ID: A close-up black and white photo of bell hooks, a Black woman who smiles with her face turned towards the camera.
bell hooks is a revolutionary– one whose work we’ve explored before here at Hardcover Hotties. Last January, we redefined and reconfigured our meanings of the word “love,” and its presence in our lives with All About Love: New Visions. The ideas and values we discovered in All About Love ring true throughout hooks’ body of work and outside of it– hooks is known for her dedication to her value set and politics. This January, we’re continuing the discussion with hooks’ The Will to Change: Men, Masculinity, and Love. In this book, hooks investigates the ways in which patriarchy and oppression are intertwined, leaving love hanging in the balance. Re-exploring one of hooks’ works allows us to investigate the ways in which hooks’s politics and practice are revolutionary, and compare and contrast them to the value sets of some of our Hardcover Hotties authors.
ID: Three book covers for hooks' Love Trilogy. "All About Love "is red, "Salvation" is green, and "Communion" is purple.
In the grand scheme of things, hooks’ focus on education, love, personal transformation, lived values and politics, and community are all tactics and values associated with her revolutionary status as a feminist author and activist. In her work, hooks applies these values to express the need for collective liberation– a liberation achieved through intersectional means. hooks is well known for her discussions of the concept, or the idea that systems of oppression are interlocked across races and classes. Structures of domination and discrimination must all be regarded in the contexts of each other. By also acknowledging the intersectionality of the oppressed population, we can ensure liberation across movements. In All About Love, hooks applies her ideologies to the concept of love in all its forms, continually finding love as the force of action necessary for transformation and liberation. With this book, hooks expanded our definitions of the word and the practices we associate with it. For more featuring All About Love, check out Hottie Kylie Hull’s writing in her magazine, Respire! In the wake of her 21st birthday, she confronts societal conceptions of romantic love with hooks’s definition, beautifully writing about her experiences as a “late bloomer.” hooks’ second and third books in the Love Trilogy, expand on the revelations made in All About Love. Salvation: Black People and Love takes notes from the politics of W.E.B. DuBois, and unravels love’s role in building Black communities and families through lenses of race, class, history, and popular culture. Communion: The Female Search for Love rounds out the trilogy, and serves as a call to action, inciting women to search for love as a part of their quest for liberation. hooks helped us realize the ways in which love surrounds us aside from romance– in the many different environments we find ourselves in and seek out, and even in our collective love as a community of curious individuals. For me, All About Love revealed the love present in my life in all its different opacities. Some types were easier to see than others, and hooks helped me to look beyond traditional definitions in order to see the deeper, different layers of love, some I hadn’t even recognized, and understand love as active rather than passive.

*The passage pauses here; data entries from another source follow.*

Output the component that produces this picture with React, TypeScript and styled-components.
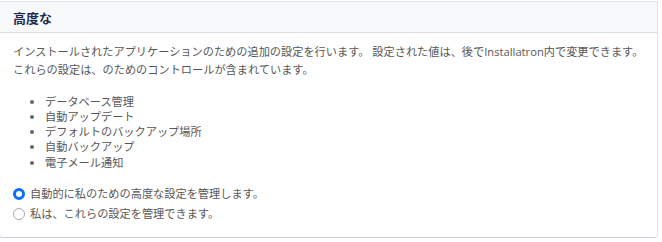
import React from "react";
import styled, { createGlobalStyle } from "styled-components";

const Global = createGlobalStyle`
  html, body { margin: 0; padding: 0; background: #ffffff; }
  body { font-family: "Open Sans", "Noto Sans CJK JP", sans-serif; }
`;

const Page = styled.div`
  padding: 1px 4px 0 0;
`;

const Card = styled.section`
  margin-left: -1px;
  width: 659px;
  height: 237px;
  box-sizing: border-box;
  border: 1px solid #dfe2e7;
  border-bottom-color: #c9ced8;
  border-radius: 0 0 4px 4px;
  background: #ffffff;
  overflow: hidden;
`;

const Header = styled.header`
  height: 30px;
  display: flex;
  align-items: center;
  padding: 0 13px;
  background: #f8f9fb;
  border-bottom: 1px solid #dcdfe4;
`;

const Title = styled.h2`
  margin: 0;
  font-size: 13px;
  font-weight: 700;
  color: #1f2a4d;
`;

const Body = styled.div`
  padding: 10px 13px 0;
  font-size: 11.2px;
  color: #575757;
`;

const Paragraph = styled.p`
  margin: 0;
  line-height: 18px;
`;

const List = styled.ul`
  margin: 14.5px 0 0;
  padding: 0 0 0 32px;
  li {
    height: 15.3px;
    line-height: 15.3px;
  }
  li::marker { color: #666; }
`;

const Options = styled.div`
  margin-top: 16.5px;
  display: flex;
  flex-direction: column;
  gap: 4px;
`;

const OptionRow = styled.label`
  display: flex;
  align-items: center;
  gap: 5px;
  height: 16px;
  line-height: 16px;
  cursor: pointer;
`;

const RadioDot = styled.span<{ $checked: boolean }>`
  width: 12px;
  height: 12px;
  box-sizing: border-box;
  border-radius: 50%;
  flex: none;
  border: ${(p) => (p.$checked ? "3.5px solid #0d6efd" : "1px solid #a9a9a9")};
  background: #ffffff;
`;

const items = [
  "データベース管理",
  "自動アップデート",
  "デフォルトのバックアップ場所",
  "自動バックアップ",
  "電子メール通知",
];

export default function App() {
  const [choice, setChoice] = React.useState(0);
  const options = [
    "自動的に私のための高度な設定を管理します。",
    "私は、これらの設定を管理できます。",
  ];
  return (
    <>
      <Global />
      <Page>
        <Card>
          <Header>
            <Title>高度な</Title>
          </Header>
          <Body>
            <Paragraph>
              インストールされたアプリケーションのための追加の設定を行います。 設定された値は、後でInstallatron内で変更できます。
              <br />
              これらの設定は、のためのコントロールが含まれています。
            </Paragraph>
            <List>
              {items.map((t) => (
                <li key={t}>{t}</li>
              ))}
            </List>
            <Options>
              {options.map((t, i) => (
                <OptionRow key={t} onClick={() => setChoice(i)}>
                  <RadioDot $checked={choice === i} />
                  {t}
                </OptionRow>
              ))}
            </Options>
          </Body>
        </Card>
      </Page>
    </>
  );
}
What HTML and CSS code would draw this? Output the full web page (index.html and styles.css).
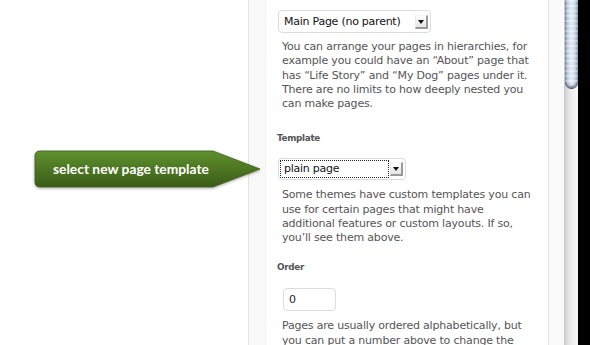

ID: A book cover which reads "The Will to Change: Men, Masculinity, and Love," along the top border. The cover features a cropped section of Michelangelo's oil painting, The Creation of Adam.
In The Will to Change, hooks focuses on personal transformation and the patriarchy. Still deeply permeated with the principles of love and intersectionality outlined in All About Love, hooks this time breaks down the ways in which patriarchy is oppressive towards everyone. She calls on individuals to enact personal change by holding love for themselves and others, and explains how this love can be extended to dismantle the patriarchy. Building community is a means of resistance for hooks, and she proves exactly how in The Will to Change. Love, in hooks’ definition, is at the center of her activism and advocacy, a principle shared with many of our Hardcover Hotties authors. With Alice Wong, we saw how “Access is Love,” and with Karla Cornejo Villavincencio, we saw how storytelling, love, and advocacy can be intertwined. There are countless examples of love as action throughout our book club picks, and authors who incite change through the care and attention they pay to the topics they discuss. Love in all of these cases is active, and inspires change by allowing intersectional communities to form and flourish.